▸ **Set task**:
Where a line holds "styles", copy it.

— start Material provided —

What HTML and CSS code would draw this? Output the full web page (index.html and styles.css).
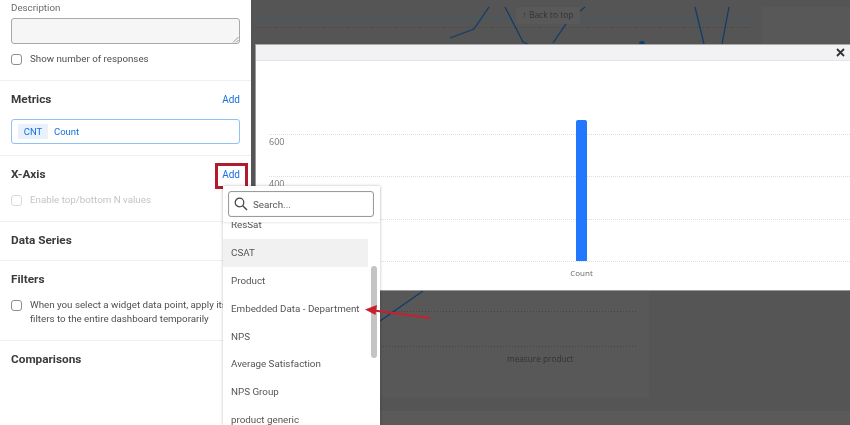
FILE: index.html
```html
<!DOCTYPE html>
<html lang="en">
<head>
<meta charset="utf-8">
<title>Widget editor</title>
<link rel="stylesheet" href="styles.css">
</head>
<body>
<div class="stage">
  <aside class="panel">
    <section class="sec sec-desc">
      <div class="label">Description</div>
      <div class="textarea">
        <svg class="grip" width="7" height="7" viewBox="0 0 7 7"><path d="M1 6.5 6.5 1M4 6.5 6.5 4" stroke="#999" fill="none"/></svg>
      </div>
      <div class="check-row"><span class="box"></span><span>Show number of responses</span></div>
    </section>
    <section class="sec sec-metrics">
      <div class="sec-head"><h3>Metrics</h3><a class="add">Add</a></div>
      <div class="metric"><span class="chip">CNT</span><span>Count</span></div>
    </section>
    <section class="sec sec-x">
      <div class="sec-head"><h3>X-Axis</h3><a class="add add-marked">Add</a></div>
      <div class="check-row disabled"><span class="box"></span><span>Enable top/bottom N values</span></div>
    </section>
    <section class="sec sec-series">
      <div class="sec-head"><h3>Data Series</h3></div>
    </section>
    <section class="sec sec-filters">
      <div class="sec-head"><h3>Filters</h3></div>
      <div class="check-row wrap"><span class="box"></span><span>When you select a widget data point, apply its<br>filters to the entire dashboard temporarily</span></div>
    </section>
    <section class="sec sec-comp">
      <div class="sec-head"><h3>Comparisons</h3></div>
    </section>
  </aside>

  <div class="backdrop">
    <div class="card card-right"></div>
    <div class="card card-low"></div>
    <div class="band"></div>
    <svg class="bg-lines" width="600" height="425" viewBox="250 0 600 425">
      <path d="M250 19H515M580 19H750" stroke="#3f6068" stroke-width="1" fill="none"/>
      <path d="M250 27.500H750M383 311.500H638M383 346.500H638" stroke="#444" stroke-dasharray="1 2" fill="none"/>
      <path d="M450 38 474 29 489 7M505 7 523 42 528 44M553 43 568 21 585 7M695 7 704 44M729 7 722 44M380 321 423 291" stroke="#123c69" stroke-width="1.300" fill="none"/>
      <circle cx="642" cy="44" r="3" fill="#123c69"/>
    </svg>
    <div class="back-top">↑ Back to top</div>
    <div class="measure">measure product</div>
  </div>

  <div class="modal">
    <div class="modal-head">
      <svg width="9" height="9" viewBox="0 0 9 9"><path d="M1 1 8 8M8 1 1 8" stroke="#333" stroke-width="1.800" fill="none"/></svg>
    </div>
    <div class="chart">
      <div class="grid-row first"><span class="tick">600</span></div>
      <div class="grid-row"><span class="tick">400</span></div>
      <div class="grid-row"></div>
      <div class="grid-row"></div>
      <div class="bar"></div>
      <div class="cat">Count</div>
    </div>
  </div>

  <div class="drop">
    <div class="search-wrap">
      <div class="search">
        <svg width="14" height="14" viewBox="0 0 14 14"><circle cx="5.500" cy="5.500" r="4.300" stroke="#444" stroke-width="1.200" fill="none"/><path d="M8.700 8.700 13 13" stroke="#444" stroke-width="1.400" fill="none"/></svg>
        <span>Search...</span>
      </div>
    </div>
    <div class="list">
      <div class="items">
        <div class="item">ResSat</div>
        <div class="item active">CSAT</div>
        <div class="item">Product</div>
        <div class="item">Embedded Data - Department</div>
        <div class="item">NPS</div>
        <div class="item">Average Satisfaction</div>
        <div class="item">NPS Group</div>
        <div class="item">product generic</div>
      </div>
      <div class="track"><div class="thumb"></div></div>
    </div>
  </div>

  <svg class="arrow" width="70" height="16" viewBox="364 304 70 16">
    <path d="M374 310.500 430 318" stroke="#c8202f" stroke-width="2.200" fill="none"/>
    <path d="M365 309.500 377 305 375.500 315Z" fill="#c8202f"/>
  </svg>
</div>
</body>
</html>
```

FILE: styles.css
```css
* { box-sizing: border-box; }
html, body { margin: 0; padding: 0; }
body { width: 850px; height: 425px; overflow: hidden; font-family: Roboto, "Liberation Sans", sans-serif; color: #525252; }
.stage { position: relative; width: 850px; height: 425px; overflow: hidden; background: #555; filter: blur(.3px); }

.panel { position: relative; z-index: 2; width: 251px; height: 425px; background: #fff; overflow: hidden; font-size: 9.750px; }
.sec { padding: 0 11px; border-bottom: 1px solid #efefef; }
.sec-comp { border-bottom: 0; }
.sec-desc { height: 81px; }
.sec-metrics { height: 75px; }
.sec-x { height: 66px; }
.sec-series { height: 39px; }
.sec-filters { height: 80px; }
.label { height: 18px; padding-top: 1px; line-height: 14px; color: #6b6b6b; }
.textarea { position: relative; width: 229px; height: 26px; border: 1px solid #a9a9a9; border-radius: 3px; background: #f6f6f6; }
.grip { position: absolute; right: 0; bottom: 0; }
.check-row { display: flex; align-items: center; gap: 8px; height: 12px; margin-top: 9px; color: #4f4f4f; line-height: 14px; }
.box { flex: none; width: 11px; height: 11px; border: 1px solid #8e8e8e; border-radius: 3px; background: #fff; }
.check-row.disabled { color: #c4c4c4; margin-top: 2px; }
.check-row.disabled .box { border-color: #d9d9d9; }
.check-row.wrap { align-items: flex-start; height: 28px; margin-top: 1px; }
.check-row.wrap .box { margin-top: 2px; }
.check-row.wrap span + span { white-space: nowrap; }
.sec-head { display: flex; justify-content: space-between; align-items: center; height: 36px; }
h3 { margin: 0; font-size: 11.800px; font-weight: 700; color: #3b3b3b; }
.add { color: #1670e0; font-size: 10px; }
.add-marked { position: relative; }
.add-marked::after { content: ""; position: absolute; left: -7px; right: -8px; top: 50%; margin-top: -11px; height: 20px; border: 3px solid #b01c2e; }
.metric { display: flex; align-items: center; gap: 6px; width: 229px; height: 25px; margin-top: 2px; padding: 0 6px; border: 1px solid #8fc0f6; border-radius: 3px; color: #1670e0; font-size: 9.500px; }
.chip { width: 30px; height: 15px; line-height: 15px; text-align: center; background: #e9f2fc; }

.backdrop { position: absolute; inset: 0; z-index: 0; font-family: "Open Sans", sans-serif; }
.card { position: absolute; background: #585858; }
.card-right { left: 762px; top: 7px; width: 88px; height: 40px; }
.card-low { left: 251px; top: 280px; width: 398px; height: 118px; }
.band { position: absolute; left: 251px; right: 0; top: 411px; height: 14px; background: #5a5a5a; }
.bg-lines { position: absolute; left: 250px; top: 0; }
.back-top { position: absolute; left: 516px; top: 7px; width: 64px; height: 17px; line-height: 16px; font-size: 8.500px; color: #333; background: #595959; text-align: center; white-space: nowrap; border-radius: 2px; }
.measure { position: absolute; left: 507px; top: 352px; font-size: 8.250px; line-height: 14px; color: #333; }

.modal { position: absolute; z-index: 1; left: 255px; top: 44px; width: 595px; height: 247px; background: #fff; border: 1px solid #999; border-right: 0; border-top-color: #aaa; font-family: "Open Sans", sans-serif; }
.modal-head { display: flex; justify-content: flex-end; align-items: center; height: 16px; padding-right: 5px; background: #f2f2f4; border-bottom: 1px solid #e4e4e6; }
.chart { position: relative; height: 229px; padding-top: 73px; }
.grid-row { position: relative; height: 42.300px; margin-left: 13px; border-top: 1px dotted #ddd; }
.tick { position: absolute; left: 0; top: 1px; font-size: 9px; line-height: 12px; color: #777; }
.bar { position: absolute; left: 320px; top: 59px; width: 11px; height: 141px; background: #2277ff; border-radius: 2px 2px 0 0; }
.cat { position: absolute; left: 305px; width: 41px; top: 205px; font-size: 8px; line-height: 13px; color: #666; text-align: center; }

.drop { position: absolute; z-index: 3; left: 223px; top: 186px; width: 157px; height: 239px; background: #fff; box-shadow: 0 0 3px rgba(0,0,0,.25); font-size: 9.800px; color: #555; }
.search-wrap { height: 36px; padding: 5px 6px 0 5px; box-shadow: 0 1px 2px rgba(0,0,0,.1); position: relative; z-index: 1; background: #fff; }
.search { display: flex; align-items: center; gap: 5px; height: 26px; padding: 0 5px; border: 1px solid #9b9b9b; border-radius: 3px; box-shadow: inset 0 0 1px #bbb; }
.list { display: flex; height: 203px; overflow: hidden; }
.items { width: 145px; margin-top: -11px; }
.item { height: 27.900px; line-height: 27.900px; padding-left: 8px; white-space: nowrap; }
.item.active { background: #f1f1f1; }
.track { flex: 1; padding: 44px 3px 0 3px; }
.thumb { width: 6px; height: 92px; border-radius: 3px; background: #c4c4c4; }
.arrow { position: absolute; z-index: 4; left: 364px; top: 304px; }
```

— end Material provided —

▸ **Expected output**:
What HTML and CSS code would draw this? Output the full web page (index.html and styles.css).
<link rel="stylesheet" href="styles.css">
FILE: styles.css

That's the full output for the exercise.